30% of SMEs intend on investing in IT infrastructure in coming year

Just 11% of small businessesaware of Government technology and business grants, finds survey

More than half of firms in Dublin are likely to invest in IT infrastructure in the coming year

More than half of firms in Dublin are likely to invest in IT infrastructure in the coming year

 

The inaugural Regional Business Barometer, conducted by Amárach Research on behalf of cloud telecoms provider Magnet, found more than half of firms in Dublin are likely to invest in IT infrastructure in the coming year.

This contrasts with the Midlands (Offaly, Longford, Westmeath and Laois), where only a quarter of firms said they were likely to invest in IT over the next year.

Just 11 per cent of SMEs are aware of Government technology and business grants, while only 3 per cent have successfully accessed the Enterprise Ireland voucher and only 1 per cent availed of the online trading voucher, according to the survey of 600 SMEs across the Republic of Ireland.

Magnet chief executive Mark Kellett said the low awareness of supports available to small firms is striking.

“The poor take-up of these schemes means more needs to be done by both Government and industry to educate the SME community of the supports available.”

The survey revealed that firms in the midwest – covering Limerick, Clare, and North Tipperary – are most confident about the year ahead, followed by those in Dublin, at rates of 73 per cent and 67 per cent respectively.

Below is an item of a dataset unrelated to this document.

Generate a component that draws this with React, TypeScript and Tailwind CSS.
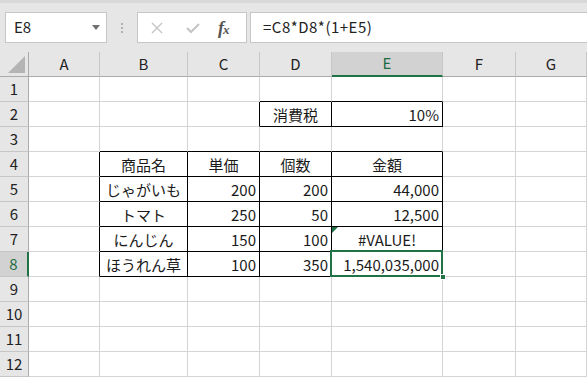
import React from 'react';

const cols = ['A', 'B', 'C', 'D', 'E', 'F', 'G'];

type Cell = { text?: string; align?: 'left' | 'center' | 'right'; r?: boolean; b?: boolean };

// black borders: r = right edge black, b = bottom edge black
const sheet: Record<string, Cell> = {
  D1: { b: true },
  E1: { b: true },
  C2: { r: true },
  D2: { text: '消費税', align: 'center', r: true, b: true },
  E2: { text: '10%', align: 'right', r: true, b: true },
  B3: { b: true },
  C3: { b: true },
  D3: { b: true },
  E3: { b: true },
  A4: { r: true },
  A5: { r: true },
  A6: { r: true },
  A7: { r: true },
  A8: { r: true },
  B4: { text: '商品名', align: 'center', r: true, b: true },
  C4: { text: '単価', align: 'center', r: true, b: true },
  D4: { text: '個数', align: 'center', r: true, b: true },
  E4: { text: '金額', align: 'center', r: true, b: true },
  B5: { text: 'じゃがいも', align: 'center', r: true, b: true },
  C5: { text: '200', align: 'right', r: true, b: true },
  D5: { text: '200', align: 'right', r: true, b: true },
  E5: { text: '44,000', align: 'right', r: true, b: true },
  B6: { text: 'トマト', align: 'center', r: true, b: true },
  C6: { text: '250', align: 'right', r: true, b: true },
  D6: { text: '50', align: 'right', r: true, b: true },
  E6: { text: '12,500', align: 'right', r: true, b: true },
  B7: { text: 'にんじん', align: 'center', r: true, b: true },
  C7: { text: '150', align: 'right', r: true, b: true },
  D7: { text: '100', align: 'right', r: true, b: true },
  E7: { text: '#VALUE!', align: 'center', r: true, b: true },
  B8: { text: 'ほうれん草', align: 'center', r: true, b: true },
  C8: { text: '100', align: 'right', r: true, b: true },
  D8: { text: '350', align: 'right', r: true, b: true },
  E8: { text: '1,540,035,000', align: 'right', r: true, b: true },
};

function GridCell({ id }: { id: string }) {
  const c = sheet[id] || {};
  const alignClass = c.align === 'right' ? 'justify-end pr-[3px]' : c.align === 'center' ? 'justify-center' : 'justify-start pl-[3px]';
  return (
    <div
      className={`relative flex items-center h-[25px] bg-white text-[15px] text-[#1a1a1a] border-r border-b ${
        c.r ? 'border-r-black' : 'border-r-[#d4d4d4]'
      } ${c.b ? 'border-b-black' : 'border-b-[#d4d4d4]'} ${alignClass}`}
    >
      {id === 'E7' && (
        <div className="absolute left-0 top-0 w-0 h-0 border-t-[6px] border-t-[#1e7145] border-r-[6px] border-r-transparent" />
      )}
      {id === 'E8' && (
        <>
          <div className="absolute left-[-2px] top-[-2px] right-[-1px] bottom-[-1px] border-2 border-[#217346] z-10" />
          <div className="absolute right-[-4px] bottom-[-4px] w-[6px] h-[6px] bg-[#217346] border border-white z-20" />
        </>
      )}
      <span className="leading-none">{c.text}</span>
    </div>
  );
}

export default function App() {
  const rows = Array.from({ length: 12 }, (_, i) => i + 1);
  return (
    <div
      className="w-[587px] h-[377px] overflow-hidden bg-[#e6e6e6] select-none"
      style={{ fontFamily: "'Noto Sans CJK JP', 'Liberation Sans', sans-serif" }}
    >
      {/* Formula bar */}
      <div className="h-[52px] border-t-[3px] border-t-[#d8d8d8] flex items-start pt-[9px]">
        <div className="ml-[5px] w-[102px] h-[31px] bg-white border border-[#c6c6c6] flex items-center justify-between pl-[8px] pr-[6px]">
          <span className="text-[15px] text-[#222]">E8</span>
          <span className="w-0 h-0 border-l-[4px] border-r-[4px] border-t-[5px] border-l-transparent border-r-transparent border-t-[#707070]" />
        </div>
        <div className="w-[30px] h-[31px] flex flex-col items-center justify-center gap-[2px]">
          <span className="w-[2px] h-[2px] bg-[#b0b0b0]" />
          <span className="w-[2px] h-[2px] bg-[#b0b0b0]" />
          <span className="w-[2px] h-[2px] bg-[#b0b0b0]" />
        </div>
        <div className="w-[110px] h-[31px] bg-white border border-[#c6c6c6] flex items-center">
          <svg width="12" height="12" viewBox="0 0 12 12" className="ml-[13px]">
            <path d="M1 1 L11 11 M11 1 L1 11" stroke="#c4c4c4" strokeWidth="1.4" fill="none" />
          </svg>
          <svg width="14" height="12" viewBox="0 0 14 12" className="ml-[23px]">
            <path d="M1 6 L5 10 L13 2" stroke="#c4c4c4" strokeWidth="2" fill="none" />
          </svg>
          <span
            className="ml-[18px] text-[18px] leading-none italic font-bold text-[#555] tracking-[-1px]"
            style={{ fontFamily: "'Liberation Serif', serif" }}
          >
            f<span className="text-[13px]">x</span>
          </span>
        </div>
        <div className="ml-[3px] flex-1 h-[31px] bg-white border border-[#c6c6c6] border-r-0 flex items-center pl-[12px]">
          <span className="text-[15px] text-[#222] tracking-[0.5px]">=C8*D8*(1+E5)</span>
        </div>
      </div>

      {/* Sheet grid */}
      <div className="grid grid-cols-[29px_71px_88px_72px_72px_111px_73px_71px] grid-rows-[25px_repeat(12,25px)]">
        {/* corner */}
        <div className="relative h-[25px] bg-[#e6e6e6] border-r border-b border-[#ababab]">
          <div className="absolute right-[3px] bottom-[3px] w-0 h-0 border-l-[17px] border-l-transparent border-b-[17px] border-b-[#b4b4b4]" />
        </div>
        {cols.map((c) => (
          <div
            key={c}
            className={`h-[25px] flex items-center justify-center text-[15px] border-r border-r-[#c6c6c6] ${
              c === 'E'
                ? 'bg-[#d2d2d2] text-[#1e6b42] border-b-2 border-b-[#217346]'
                : 'bg-[#e6e6e6] text-[#222] border-b border-b-[#ababab]'
            }`}
          >
            {c}
          </div>
        ))}
        {rows.map((r) => (
          <React.Fragment key={r}>
            <div
              className={`h-[25px] flex items-center justify-center text-[15px] border-b border-b-[#c6c6c6] ${
                r === 8
                  ? 'bg-[#d2d2d2] text-[#1e6b42] border-r-2 border-r-[#217346]'
                  : 'bg-[#e6e6e6] text-[#222] border-r border-r-[#ababab]'
              }`}
            >
              {r}
            </div>
            {cols.map((c) => (
              <GridCell key={c + r} id={c + r} />
            ))}
          </React.Fragment>
        ))}
      </div>
    </div>
  );
}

In contrast, only 57 per cent of firms in Cork and Kerry said they were confident about the future.

The manufacturing sector is most positive in its outlook for the year ahead, while SMEs in hotels, restaurants and bars the most negative.

Mr Kellett said businesses are proving very resilient in the face of the high operating costs and financing issues they are facing.

“While the upswing is seeping through to all businesses, it’s clear that the smaller ones are most vulnerable and in need of support,” he added.

The survey also found that 30 per cent of firms do not know who their local representatives are, rising to 45 per cent in the case of firms with 21-50 staff and to 70 per cent among firms based in Dublin. In contrast, 85 per cent of firms in the west said they know their representative.

One in 10 of all SMEs said they are likely to open a new premises over the next 12 months, with this figure being one in eight in relation to firms in Dublin.